Vereinigte Bremser von Amerika

Dass es bisher mit der Groß-Reform nichts wurde hat einen Grund: der Fonds hat ein Problem mit dem größten Anteilseigner, den USA. Die USA verhindern seit Jahren die Umsetzung der 2010 in Südkorea verabredeten Quoten- und Strukturreform der multilateralen Finanzinstitution. Während mehr als 140 der 188 IWF-Länder das Reformwerk ratifiziert und damit abgesegnet haben, fehlt trotz immer neuer Hoffnungsbekundungen von US-Finanzminister Jack Lew immer noch das Ja der USA. Der Kongress hat dem bisher nicht zugestimmt. Dieser hat weder ein Interesse an der Stärkung multilaterale Institutionen, noch ist er bereit, dafür auch noch Geld in die Hand zu nehmen.

Ohne die USA aber geht beim IWF nichts. Denn alle wichtigen Entscheidungen bedürfen einer Stimmen-Mehrheit von 85 Prozent. Da die Vereinigten Staaten auf knapp 17 Prozent kommen, haben sie praktisch ein Veto. Das gilt auch für die geplanten Änderungen der Institution an Haupt und Gliedern. Die Reform der Länder-Stimmengewichte und der Strukturen, verbunden mit einer stabileren Kapitalausstattung, liegt damit auf Eis. Der vom damaligen IWF-Chef Dominique Strauss-Kahn geäußerte Anspruch, "die TOP-10 unserer Anteilseigner (sind) auch die Top-10 der Weltwirtschaft", bleibt nicht eingelöst. Damit lautet die Rangfolge der an Stimmen mächtigsten Anteilseigner weiter USA, gefolgt mit Quoten zwischen 6,23 und 4,29 Prozent von Japan, Deutschland, Frankreich und Großbritannien. China rangiert mit 3,81 Prozent erst dahinter. Noch weiter liegen die Emporkömmlinge Brasilien, Indien oder Russland zurück.

Bei den verfolgten "Zwischenschritten" gibt es mehrere Diskussionsansätze. Dazu zählt eine Aufspaltung der umfassenden Reformpläne in einen Teil, für den keine 85-Prozent-Zustimmung gefordert ist - den also die USA nicht blockieren können - und einen, für den diese Schwelle gilt. Zudem sind nach Auffassung vieler im IWF begrenzte Quotenerhöhungen möglich, die aber nicht an der US-Veto-Schwelle von 15 Prozent rütteln dürfen.
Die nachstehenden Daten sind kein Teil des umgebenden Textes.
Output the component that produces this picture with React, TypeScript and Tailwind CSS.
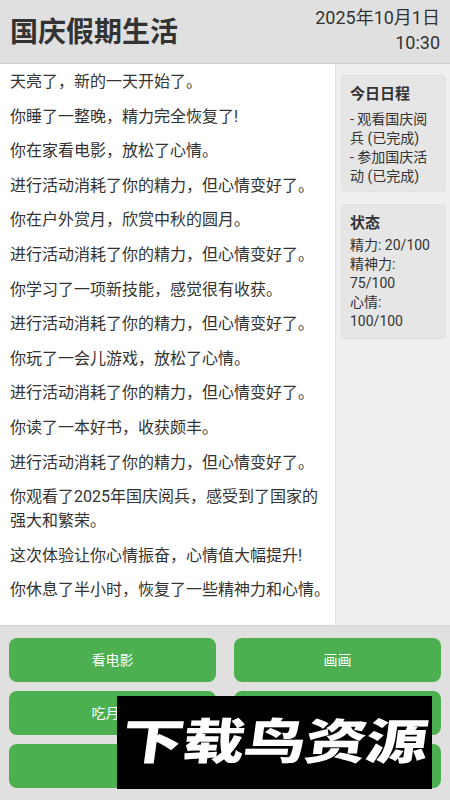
import React from 'react';

const logs = [
  '天亮了，新的一天开始了。',
  '你睡了一整晚，精力完全恢复了!',
  '你在家看电影，放松了心情。',
  '进行活动消耗了你的精力，但心情变好了。',
  '你在户外赏月，欣赏中秋的圆月。',
  '进行活动消耗了你的精力，但心情变好了。',
  '你学习了一项新技能，感觉很有收获。',
  '进行活动消耗了你的精力，但心情变好了。',
  '你玩了一会儿游戏，放松了心情。',
  '进行活动消耗了你的精力，但心情变好了。',
  '你读了一本好书，收获颇丰。',
  '进行活动消耗了你的精力，但心情变好了。',
  '你观看了2025年国庆阅兵，感受到了国家的强大和繁荣。',
  '这次体验让你心情振奋，心情值大幅提升!',
  '你休息了半小时，恢复了一些精神力和心情。',
];

const actions = ['看电影', '画画', '吃月饼', '赏月'];

export default function App() {
  return (
    <div
      className="relative flex h-[800px] w-[450px] flex-col overflow-hidden bg-white text-[#333]"
      style={{ fontFamily: 'Roboto, "Noto Sans CJK SC", sans-serif' }}
    >
      {/* Header */}
      <header className="flex h-[64px] shrink-0 items-center justify-between border-b border-[#cfcfcf] bg-[#e0e0e0] px-[10px]">
        <h1 className="mt-[2px] text-[28px] font-bold leading-none text-[#333]">国庆假期生活</h1>
        <div className="-mt-[4px] text-right text-[18px] leading-[25px] text-[#333]">
          <div>2025年10月1日</div>
          <div>10:30</div>
        </div>
      </header>

      {/* Main */}
      <div className="flex min-h-0 flex-1">
        <div className="flex-1 overflow-hidden bg-white pl-[10px] pr-[2px] pt-[6px]">
          {logs.map((line, i) => (
            <p key={i} className="mb-[10.6px] text-[16px] leading-[24px]">
              {line}
            </p>
          ))}
        </div>

        <aside className="flex w-[115px] shrink-0 flex-col gap-[12px] border-l border-[#e2e2e2] bg-[#efefef] pl-[5px] pr-[4px] pt-[11px]">
          <div className="rounded-[4px] border border-[#e0e0e0] bg-[#e6e6e6] px-2 pb-[5px] pt-2">
            <h3 className="mb-[6px] text-[15px] font-bold leading-[20px]">今日日程</h3>
            <div className="text-[14px] leading-[19px]">
              <div>- 观看国庆阅兵 (已完成)</div>
              <div>- 参加国庆活动 (已完成)</div>
            </div>
          </div>
          <div className="rounded-[4px] border border-[#e0e0e0] bg-[#e6e6e6] px-2 pb-[7px] pt-2">
            <h3 className="mb-[3px] text-[15px] font-bold leading-[20px]">状态</h3>
            <div className="text-[14px] leading-[19px]">
              <div>精力: 20/100</div>
              <div>精神力: 75/100</div>
              <div>心情: 100/100</div>
            </div>
          </div>
        </aside>
      </div>

      {/* Actions */}
      <footer className="grid h-[175px] shrink-0 grid-cols-2 content-start gap-x-[18px] gap-y-[9px] border-t border-[#d4d4d4] bg-[#e0e0e0] px-[9px] pt-[12px]">
        {actions.map((a) => (
          <button
            key={a}
            className="flex h-[44px] items-center justify-center rounded-[8px] bg-[#4caf50] text-[14px] text-white"
          >
            {a}
          </button>
        ))}
        <button className="col-span-2 flex h-[44px] items-center justify-center rounded-[8px] bg-[#4caf50] text-[14px] text-white">
          休息
        </button>
      </footer>

      {/* Watermark */}
      <div className="absolute left-[117px] top-[696px] flex h-[93px] w-[315px] items-center justify-center bg-black">
        <span className="-skew-x-6 scale-y-[0.78] text-[62px] font-black leading-none tracking-[-1px] text-white">
          下载鸟资源
        </span>
      </div>
    </div>
  );
}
Mit einer Ad-Hoc-Quotenerhöhung könnte man krasse Untergewichtungen, wie im Falle von China und Indien, erst einmal ein Stück korrigieren. Ziel aber, so sagen alle, bleibe die große Reform.

Inzwischen hat die Hängepartie für den Fonds und die säumigen US-Amerikaner aber Folgen. Abseits und womöglich in Konkurrenz zum IWF und seinem Schwesterinstitut Weltbank, die bei manchem Schwellenland im Ruch einer zu großen US-Nähe stehen, bilden sich neue Strukturen. Die Schwellenländer-Gruppe BRICS mit Brasilien, Russland, Indien, China und Südafrika sind dabei, eine eigene Finanzinstitution mit Sitz in Shanghai zu schaffen. Und China findet für seine Initiative einer Asien-Entwicklungsbank AIIB weltweit viele Interessen. Auch viele enge US-Partner, wie Deutschland und Großbritannien, wollen mittun. Der internationale Einfluss der USA scheint zu schwinden, während IWF und Weltbank nun möglichst mit den neuen Konkurrenten zusammenarbeiten wollen.